Fajar menyayangkan kondisi yang paradoks seperti ini, dimana besarnya pengguna internet di Indonesia ternyata tidak berkorelasi positif dengan kualitas penggunaan internet. Jadi, keriuhan di facebook, keributan di twitter, dan dilanjutkan debat kusir di grup Whatsapp ternyata tidak dibarengi dengan modal bacaan yang mendalam. Lantaran literasi rendah, tak memiliki daya kritis terhadap informasi sehingga kabar bohong terus terdistribusi melalui media sosial. Dampaknya, semakin lama hoax semakin menyebar. Dan repotnya pesan-pesan negatif tersebut rupanya justru dimanfaatkan oleh segelintir media massa untuk mengais rejeki khususnya media online. Sehingga anggapan Iqbal Aji Daryono bahwa melawan hoax sama artinya dengan melawan industri tidaklah keliru.

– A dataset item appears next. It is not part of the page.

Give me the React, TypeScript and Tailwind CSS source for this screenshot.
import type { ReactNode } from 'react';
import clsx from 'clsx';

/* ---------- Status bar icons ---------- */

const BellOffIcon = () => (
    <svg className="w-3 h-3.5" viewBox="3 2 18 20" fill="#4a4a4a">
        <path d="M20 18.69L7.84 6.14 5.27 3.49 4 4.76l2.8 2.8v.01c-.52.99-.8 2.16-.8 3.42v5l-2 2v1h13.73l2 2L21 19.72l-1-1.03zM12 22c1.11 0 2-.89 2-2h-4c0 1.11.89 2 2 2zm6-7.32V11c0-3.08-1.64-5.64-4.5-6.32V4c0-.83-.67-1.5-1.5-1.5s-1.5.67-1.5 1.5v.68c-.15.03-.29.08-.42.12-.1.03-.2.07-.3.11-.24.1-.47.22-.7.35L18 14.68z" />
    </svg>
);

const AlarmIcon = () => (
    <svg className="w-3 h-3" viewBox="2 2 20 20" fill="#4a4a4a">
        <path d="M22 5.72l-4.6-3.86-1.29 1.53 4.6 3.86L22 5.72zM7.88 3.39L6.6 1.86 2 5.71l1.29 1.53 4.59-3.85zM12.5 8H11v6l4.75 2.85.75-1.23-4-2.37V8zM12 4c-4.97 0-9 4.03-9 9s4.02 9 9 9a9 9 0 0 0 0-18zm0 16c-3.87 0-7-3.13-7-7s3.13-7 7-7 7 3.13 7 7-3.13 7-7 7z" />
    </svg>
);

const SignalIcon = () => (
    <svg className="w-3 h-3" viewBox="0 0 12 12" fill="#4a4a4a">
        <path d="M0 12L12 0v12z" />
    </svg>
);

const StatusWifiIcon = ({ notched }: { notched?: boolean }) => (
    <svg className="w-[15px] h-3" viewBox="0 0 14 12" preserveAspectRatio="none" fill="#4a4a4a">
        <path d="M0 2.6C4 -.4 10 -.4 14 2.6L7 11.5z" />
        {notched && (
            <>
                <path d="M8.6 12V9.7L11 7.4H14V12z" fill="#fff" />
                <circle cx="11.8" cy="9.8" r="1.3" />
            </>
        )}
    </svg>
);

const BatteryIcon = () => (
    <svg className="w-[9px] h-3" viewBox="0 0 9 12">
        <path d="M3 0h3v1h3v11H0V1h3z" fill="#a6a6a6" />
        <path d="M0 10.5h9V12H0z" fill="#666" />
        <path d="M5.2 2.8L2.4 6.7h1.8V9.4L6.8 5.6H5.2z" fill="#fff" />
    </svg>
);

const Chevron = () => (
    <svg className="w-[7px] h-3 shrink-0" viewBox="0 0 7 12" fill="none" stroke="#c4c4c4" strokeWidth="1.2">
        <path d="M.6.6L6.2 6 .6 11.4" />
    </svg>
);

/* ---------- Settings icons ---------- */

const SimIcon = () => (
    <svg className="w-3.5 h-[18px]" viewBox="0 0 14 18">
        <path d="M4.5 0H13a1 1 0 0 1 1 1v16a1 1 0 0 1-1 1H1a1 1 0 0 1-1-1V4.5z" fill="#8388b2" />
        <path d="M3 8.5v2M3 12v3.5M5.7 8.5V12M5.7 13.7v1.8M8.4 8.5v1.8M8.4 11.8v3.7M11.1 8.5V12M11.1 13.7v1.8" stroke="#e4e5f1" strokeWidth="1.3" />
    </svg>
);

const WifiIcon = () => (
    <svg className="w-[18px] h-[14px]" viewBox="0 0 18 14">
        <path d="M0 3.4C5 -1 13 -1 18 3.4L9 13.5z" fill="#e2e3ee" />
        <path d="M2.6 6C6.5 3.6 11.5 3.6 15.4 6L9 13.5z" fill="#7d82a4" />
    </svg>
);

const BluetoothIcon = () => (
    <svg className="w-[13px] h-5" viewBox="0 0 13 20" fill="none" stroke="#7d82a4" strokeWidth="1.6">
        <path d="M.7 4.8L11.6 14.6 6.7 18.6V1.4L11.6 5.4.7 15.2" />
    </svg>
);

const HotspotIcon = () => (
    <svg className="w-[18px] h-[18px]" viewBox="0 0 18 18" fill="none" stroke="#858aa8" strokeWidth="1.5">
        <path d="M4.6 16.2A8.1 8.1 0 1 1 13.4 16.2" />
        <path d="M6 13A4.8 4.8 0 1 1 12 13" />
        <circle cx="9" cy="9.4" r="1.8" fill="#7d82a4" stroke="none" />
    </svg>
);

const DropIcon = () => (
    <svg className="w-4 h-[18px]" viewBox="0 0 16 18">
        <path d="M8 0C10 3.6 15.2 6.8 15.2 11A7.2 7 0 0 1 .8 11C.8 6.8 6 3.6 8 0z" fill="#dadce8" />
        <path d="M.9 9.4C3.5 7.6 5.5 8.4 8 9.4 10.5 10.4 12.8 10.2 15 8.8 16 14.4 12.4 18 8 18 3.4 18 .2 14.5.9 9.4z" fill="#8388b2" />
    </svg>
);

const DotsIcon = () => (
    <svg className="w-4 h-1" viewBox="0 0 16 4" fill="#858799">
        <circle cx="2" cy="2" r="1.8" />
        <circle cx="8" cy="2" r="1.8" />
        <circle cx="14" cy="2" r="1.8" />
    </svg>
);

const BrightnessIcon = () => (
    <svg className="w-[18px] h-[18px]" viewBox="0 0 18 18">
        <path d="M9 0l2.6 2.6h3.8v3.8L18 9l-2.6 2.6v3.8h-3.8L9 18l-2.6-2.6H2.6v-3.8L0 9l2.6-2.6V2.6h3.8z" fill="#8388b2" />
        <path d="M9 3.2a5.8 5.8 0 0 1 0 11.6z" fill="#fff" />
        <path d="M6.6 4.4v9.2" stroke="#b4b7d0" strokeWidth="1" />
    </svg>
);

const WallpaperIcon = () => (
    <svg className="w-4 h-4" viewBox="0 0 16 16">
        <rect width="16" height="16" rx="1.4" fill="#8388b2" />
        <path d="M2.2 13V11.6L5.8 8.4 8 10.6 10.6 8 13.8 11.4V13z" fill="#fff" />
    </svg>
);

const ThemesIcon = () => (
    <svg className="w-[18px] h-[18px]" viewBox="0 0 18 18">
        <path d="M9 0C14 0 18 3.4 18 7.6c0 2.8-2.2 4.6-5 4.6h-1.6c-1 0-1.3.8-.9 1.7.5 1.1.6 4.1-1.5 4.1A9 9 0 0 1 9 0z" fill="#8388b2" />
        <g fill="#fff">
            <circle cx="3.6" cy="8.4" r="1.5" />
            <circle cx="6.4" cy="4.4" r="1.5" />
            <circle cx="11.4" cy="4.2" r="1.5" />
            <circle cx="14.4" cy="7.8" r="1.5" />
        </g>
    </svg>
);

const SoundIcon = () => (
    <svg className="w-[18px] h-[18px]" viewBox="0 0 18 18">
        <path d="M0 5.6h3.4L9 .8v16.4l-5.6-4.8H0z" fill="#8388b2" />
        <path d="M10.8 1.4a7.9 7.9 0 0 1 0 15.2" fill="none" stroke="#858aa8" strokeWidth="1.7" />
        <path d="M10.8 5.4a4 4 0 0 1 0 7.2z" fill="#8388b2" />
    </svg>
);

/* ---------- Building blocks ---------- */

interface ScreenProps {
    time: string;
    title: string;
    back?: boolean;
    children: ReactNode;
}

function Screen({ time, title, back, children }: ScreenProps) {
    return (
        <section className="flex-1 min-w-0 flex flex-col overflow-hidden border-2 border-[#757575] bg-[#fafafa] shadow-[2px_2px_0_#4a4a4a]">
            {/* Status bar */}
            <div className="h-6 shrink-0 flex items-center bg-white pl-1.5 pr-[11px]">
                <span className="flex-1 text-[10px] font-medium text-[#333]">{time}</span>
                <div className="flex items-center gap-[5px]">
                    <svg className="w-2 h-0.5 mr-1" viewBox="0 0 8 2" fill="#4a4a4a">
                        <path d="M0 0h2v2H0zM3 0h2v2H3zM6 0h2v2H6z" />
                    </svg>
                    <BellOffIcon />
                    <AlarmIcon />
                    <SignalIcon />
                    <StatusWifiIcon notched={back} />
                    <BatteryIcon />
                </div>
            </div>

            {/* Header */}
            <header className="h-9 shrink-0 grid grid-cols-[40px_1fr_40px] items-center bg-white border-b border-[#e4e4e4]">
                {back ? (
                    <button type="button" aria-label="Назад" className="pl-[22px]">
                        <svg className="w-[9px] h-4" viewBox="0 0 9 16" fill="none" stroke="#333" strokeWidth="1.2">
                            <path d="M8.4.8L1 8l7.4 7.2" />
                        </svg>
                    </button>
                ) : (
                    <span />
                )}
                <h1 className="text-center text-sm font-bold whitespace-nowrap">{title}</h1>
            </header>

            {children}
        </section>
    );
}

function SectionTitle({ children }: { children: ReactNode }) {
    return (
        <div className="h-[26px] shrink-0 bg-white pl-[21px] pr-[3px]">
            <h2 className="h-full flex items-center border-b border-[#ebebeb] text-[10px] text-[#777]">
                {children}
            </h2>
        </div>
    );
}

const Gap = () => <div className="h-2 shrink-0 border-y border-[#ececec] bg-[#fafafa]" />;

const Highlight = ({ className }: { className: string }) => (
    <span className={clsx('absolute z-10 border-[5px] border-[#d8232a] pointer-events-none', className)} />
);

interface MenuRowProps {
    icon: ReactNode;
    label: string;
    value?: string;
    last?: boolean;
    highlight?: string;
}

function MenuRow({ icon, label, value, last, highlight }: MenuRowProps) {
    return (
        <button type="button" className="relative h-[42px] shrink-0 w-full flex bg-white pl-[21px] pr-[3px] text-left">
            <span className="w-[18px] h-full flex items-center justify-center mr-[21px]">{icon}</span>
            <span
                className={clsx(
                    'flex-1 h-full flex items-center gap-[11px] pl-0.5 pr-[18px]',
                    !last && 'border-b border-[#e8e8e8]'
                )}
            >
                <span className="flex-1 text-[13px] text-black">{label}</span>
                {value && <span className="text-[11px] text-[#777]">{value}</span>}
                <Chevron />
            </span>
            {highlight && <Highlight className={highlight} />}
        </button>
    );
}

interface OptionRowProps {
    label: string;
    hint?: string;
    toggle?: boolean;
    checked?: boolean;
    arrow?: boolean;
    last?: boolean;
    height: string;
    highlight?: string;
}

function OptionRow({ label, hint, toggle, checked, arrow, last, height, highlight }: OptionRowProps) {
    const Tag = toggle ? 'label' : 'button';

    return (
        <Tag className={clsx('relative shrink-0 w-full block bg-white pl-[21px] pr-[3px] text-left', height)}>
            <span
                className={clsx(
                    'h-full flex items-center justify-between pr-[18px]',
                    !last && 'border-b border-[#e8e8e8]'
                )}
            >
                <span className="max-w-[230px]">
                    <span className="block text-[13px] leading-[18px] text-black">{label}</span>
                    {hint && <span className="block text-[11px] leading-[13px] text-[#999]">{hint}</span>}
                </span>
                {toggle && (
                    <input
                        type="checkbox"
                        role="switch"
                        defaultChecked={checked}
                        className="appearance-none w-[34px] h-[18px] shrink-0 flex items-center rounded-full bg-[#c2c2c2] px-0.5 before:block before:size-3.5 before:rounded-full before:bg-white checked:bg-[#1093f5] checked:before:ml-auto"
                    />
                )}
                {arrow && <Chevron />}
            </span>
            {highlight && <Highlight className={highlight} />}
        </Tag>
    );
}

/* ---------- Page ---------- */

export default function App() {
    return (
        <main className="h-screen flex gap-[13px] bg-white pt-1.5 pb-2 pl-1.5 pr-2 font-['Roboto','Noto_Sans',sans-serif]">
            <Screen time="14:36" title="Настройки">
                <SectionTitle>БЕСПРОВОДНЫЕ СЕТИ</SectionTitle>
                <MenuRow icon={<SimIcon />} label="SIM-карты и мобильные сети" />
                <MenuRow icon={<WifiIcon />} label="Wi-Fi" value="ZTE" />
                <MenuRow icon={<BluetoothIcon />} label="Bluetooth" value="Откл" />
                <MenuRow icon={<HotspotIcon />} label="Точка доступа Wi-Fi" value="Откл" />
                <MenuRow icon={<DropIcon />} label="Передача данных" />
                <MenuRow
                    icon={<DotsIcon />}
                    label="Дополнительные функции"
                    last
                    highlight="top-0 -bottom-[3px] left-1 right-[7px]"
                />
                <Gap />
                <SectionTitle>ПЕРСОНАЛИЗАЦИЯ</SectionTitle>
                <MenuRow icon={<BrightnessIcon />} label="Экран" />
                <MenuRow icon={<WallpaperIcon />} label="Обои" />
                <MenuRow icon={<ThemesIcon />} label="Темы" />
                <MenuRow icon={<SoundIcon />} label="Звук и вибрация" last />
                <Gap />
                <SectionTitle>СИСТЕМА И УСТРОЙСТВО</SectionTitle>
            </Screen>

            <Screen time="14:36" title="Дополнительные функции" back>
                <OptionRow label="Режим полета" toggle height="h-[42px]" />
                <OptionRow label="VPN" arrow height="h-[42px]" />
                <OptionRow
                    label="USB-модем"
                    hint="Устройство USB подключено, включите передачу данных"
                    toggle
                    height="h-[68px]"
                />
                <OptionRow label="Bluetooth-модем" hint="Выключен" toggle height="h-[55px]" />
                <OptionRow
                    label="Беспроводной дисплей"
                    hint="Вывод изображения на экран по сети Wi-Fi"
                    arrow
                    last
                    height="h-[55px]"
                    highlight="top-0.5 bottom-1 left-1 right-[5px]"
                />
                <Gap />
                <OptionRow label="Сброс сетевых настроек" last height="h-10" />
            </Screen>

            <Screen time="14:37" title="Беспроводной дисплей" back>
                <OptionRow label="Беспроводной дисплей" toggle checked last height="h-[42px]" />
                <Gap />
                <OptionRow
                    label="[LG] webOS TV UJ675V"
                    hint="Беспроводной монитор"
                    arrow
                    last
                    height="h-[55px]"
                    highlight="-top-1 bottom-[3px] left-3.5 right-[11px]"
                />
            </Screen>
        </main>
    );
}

Media online paham betul bagaimana cara mengaduk-aduk perasaan pembaca sehingga seakan punya tanggungjawab moril untuk menyebarkan berita yang dibuat-buat. Dengan judul yang sangat provokatif, agitatif dan propagandis emosi pembaca mudah disentuh. Masyarakat dipaksa untuk menjadi takut dengan berbagai serangan. Pola menanamkan ketakutan itu akan menimbulkan rasa perlawanan. Dari sana akan muncul perasaan bersalah bila tautan berita tidak segera turut disebarkan. Berita hoax itu akhirnya viral, dan diamini sebagai sebuah fakta. Tersebar cepat secara massal.

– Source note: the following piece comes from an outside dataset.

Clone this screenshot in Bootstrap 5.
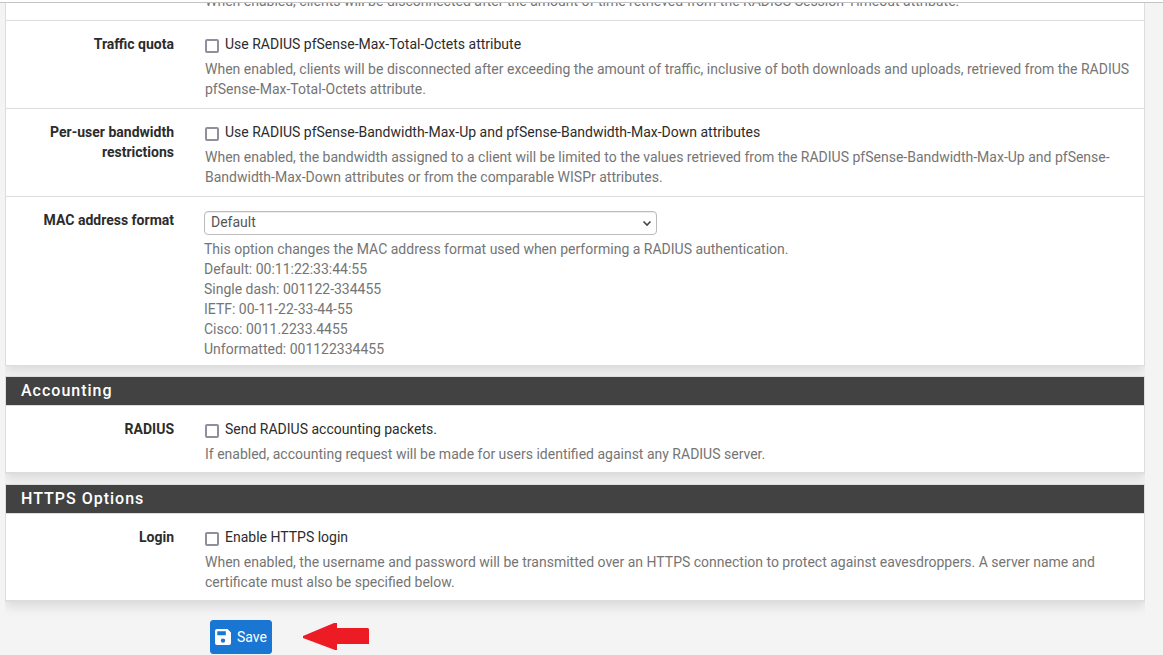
<!DOCTYPE html>
<html lang="en">
<head>
<meta charset="utf-8">
<meta name="viewport" content="width=device-width, initial-scale=1">
<title>Captive Portal</title>
<link href="https://cdn.jsdelivr.net/npm/bootstrap@5.3.0/dist/css/bootstrap.min.css" rel="stylesheet">
<style>
body { font-family: Roboto, "Liberation Sans", sans-serif; font-size: 14px; line-height: 20px; color: #2c2c2c; background: #f4f4f4; }
.top-edge { height: 3px; background: #fff; border-bottom: 1px solid #c4c4c4; }
.page-main { margin: 0 18px 0 5px; overflow: hidden; }
.panel { background: #fff; border: 1px solid #ddd; box-shadow: 0 5px 10px rgba(0,0,0,.1); margin-bottom: 10px; }
.panel.panel-first { border-top: 0; }
.panel-body { overflow: hidden; }
.panel-title { background: #424242; color: #fff; font-size: 16px; line-height: 20px; font-weight: 500; letter-spacing: 1px; padding: 4px 15px; margin: 0; border-bottom: 1px solid #ddd; }
.form-line { --bs-gutter-x: 30px; margin: 0 -10px; padding: 13px 0 9px; border-bottom: 1px solid #ddd; }
.form-line:last-child { padding-bottom: 8px; }
.form-line.line-cut { height: 18px; padding-top: 0; overflow: hidden; align-content: flex-end; }
.form-line.line-select { padding-bottom: 6px; border-bottom: 0; }
.field-name { font-weight: 700; text-align: right; }
.tick { padding-left: 1px; }
.tick input { appearance: none; flex: none; width: 14px; height: 14px; margin: 5px 6px 0 0; border: 2px solid #8f8f9d; border-radius: 2px; background: #fff; }
.tick input:checked { background: #1976d2; }
.hint { color: #757575; display: block; }
.tick + .hint, .line-cut .hint { padding-left: 1px; }
.tick + .hint { margin-top: 5px; }
.mac-select { height: 24px; margin: 1px 0 4px; padding: 0 24px 2px 6px; font-size: 14px; line-height: 20px; color: #555; border: 1px solid #bbb; border-radius: 4px; background-position: right 4px center; background-size: 10px 10px; box-shadow: inset 0 1px 1px rgba(0,0,0,.075); background-image: url("data:image/svg+xml,%3Csvg xmlns='http://www.w3.org/2000/svg' viewBox='0 0 10 10'%3E%3Cpath d='M1.5 3.5 5 7l3.500-3.500' fill='none' stroke='%23444' stroke-width='1.600'/%3E%3C/svg%3E"); }
.actions { padding: 8px 0 1px 205px; }
.btn-save { --bs-btn-color: #fff; --bs-btn-bg: #1976d2; --bs-btn-border-color: #1976d2; --bs-btn-hover-color: #fff; --bs-btn-hover-bg: #1565c0; --bs-btn-padding-x: 4px; --bs-btn-padding-y: 6px; --bs-btn-font-size: 14px; --bs-btn-line-height: 20px; --bs-btn-border-radius: 3px; gap: 6px; }
</style>
</head>
<body>
<div class="top-edge"></div>
<main class="page-main">
  <form>
    <section class="panel panel-first">
      <div class="panel-body">
        <div class="row form-line line-cut">
          <div class="col-10 offset-2"><span class="hint">When enabled, clients will be disconnected after the amount of time retrieved from the RADIUS Session-Timeout attribute.</span></div>
        </div>
        <div class="row form-line">
          <div class="col-2 field-name">Traffic quota</div>
          <div class="col-10">
            <label class="tick d-flex"><input type="checkbox"><span>Use RADIUS pfSense-Max-Total-Octets attribute</span></label>
            <span class="hint">When enabled, clients will be disconnected after exceeding the amount of traffic, inclusive of both downloads and uploads, retrieved from the RADIUS pfSense-Max-Total-Octets attribute.</span>
          </div>
        </div>
        <div class="row form-line">
          <div class="col-2 field-name">Per-user bandwidth restrictions</div>
          <div class="col-10">
            <label class="tick d-flex"><input type="checkbox"><span>Use RADIUS pfSense-Bandwidth-Max-Up and pfSense-Bandwidth-Max-Down attributes</span></label>
            <span class="hint">When enabled, the bandwidth assigned to a client will be limited to the values retrieved from the RADIUS pfSense-Bandwidth-Max-Up and pfSense-Bandwidth-Max-Down attributes or from the comparable WISPr attributes.</span>
          </div>
        </div>
        <div class="row form-line line-select">
          <label class="col-2 field-name" for="macformat">MAC address format</label>
          <div class="col-5">
            <select class="form-select mac-select" id="macformat">
              <option>Default</option><option>Single dash</option><option>IETF</option><option>Cisco</option><option>Unformatted</option>
            </select>
          </div>
          <div class="col-10 offset-2">
            <span class="hint">This option changes the MAC address format used when performing a RADIUS authentication.<br>Default: 00:11:22:33:44:55<br>Single dash: 001122-334455<br>IETF: 00-11-22-33-44-55<br>Cisco: 0011.2233.4455<br>Unformatted: 001122334455</span>
          </div>
        </div>
      </div>
    </section>
    <section class="panel">
      <h2 class="panel-title">Accounting</h2>
      <div class="panel-body">
        <div class="row form-line">
          <div class="col-2 field-name">RADIUS</div>
          <div class="col-10">
            <label class="tick d-flex"><input type="checkbox"><span>Send RADIUS accounting packets.</span></label>
            <span class="hint">If enabled, accounting request will be made for users identified against any RADIUS server.</span>
          </div>
        </div>
      </div>
    </section>
    <section class="panel">
      <h2 class="panel-title">HTTPS Options</h2>
      <div class="panel-body">
        <div class="row form-line">
          <div class="col-2 field-name">Login</div>
          <div class="col-10">
            <label class="tick d-flex"><input type="checkbox"><span>Enable HTTPS login</span></label>
            <span class="hint">When enabled, the username and password will be transmitted over an HTTPS connection to protect against eavesdroppers. A server name and certificate must also be specified below.</span>
          </div>
        </div>
      </div>
    </section>
    <div class="actions d-flex align-items-center">
      <button type="button" class="btn btn-save d-flex align-items-center">
        <svg width="16" height="16" viewBox="0 0 16 16" aria-hidden="true"><path fill="#fff" fill-rule="evenodd" d="M2 0h10.500L16 3.500V14a2 2 0 0 1-2 2H2a2 2 0 0 1-2-2V2a2 2 0 0 1 2-2zM2.300 2.200v4h8.500v-4zM8 9.400a2.200 2.200 0 1 0 0 4.400A2.200 2.200 0 0 0 8 9.400z"/></svg>
        Save
      </button>
      <svg class="ms-4" width="74" height="28" viewBox="0 0 74 28" aria-hidden="true"><path fill="#ed1c24" d="M7 13 38 0h3v5h31l1 1v15H41v6h-2L7 15z"/></svg>
    </div>
  </form>
</main>
<script src="https://cdn.jsdelivr.net/npm/bootstrap@5.3.0/dist/js/bootstrap.bundle.min.js"></script>
</body>
</html>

Siapa pun yang dapat menguasai emosi masyarakat tentu tidak akan sulit menjadi pemenang kursi panas kekuasaan. Dengan menyebarkan isu-isu yang mudah dicerna, simplistik, dan bombastik, muatan sensasi akan lebih mudah diterima ketimbang substansi. Karenanya, anggapan sebagian orang bahwa kehadiran era digital akan membawa masyarakat Indonesia lebih inklusif bagi Fajar ternyata salah dan keliru. Kehadiran sosial media di tengah masyarakat justru membuat orang semakin terpolarisasi. Manusia semakin terkotak-kotak berdasar pilihan perasaan, bukan melalui data-data akurat dan fakta objektif. Pada akhirnya era digital melahirkan sejenis manusia yang di dalam kepalanya dipenuhi dengan kecemasan, kekhawatiran, dan kecurigaan.
Hal tersebut secara paradoks berbeda dengan masyarakat yang tidak memakai internet. Dalam kacamata Fajar, mereka justru cenderung tidak mudah termakan opini radikal dan informasi menyesatkan. Terlebih hidup mereka jauh lebih tenang bahkan mungkin lebih fokus pada hal-hal produktif. Dunia sepertinya lebih indah bila kita tidak punya banyak informasi seputar dunia dan seisinya. Namun tentu solusi dari ini semua bukan dengan meninggalkan seluruh perangkat informasi dari dunia digital. Ada banyak jalan untuk menghindari berita palsu, ada banyak jalan informasi sesat tidak tersebar.
Dari penjelasan di atas menjadi terang bahwa hoax diciptakan segelintir orang pintar yang jahat, dan disebar oleh orang bodoh yang baik. Sebagai delegasi Pusat Tarjih Muhammadiyah, penulis berharap kehadiran website IBtimes.id setidaknya dapat memukul mundur penyebaran hoax dan menggenjot spirit literasi di kalangan Muhammadiyah secara khusus dan Indonesia secara umum. Memperlihatkan ketajaman analisis dan kekayaan data sehingga tafsir akan kebenaran dapat tertuju tepat atau setidaknya tidak terlalu melenceng. Dengan meningkatkan kualitas literasi, kualitas hoax dapat dibungkam.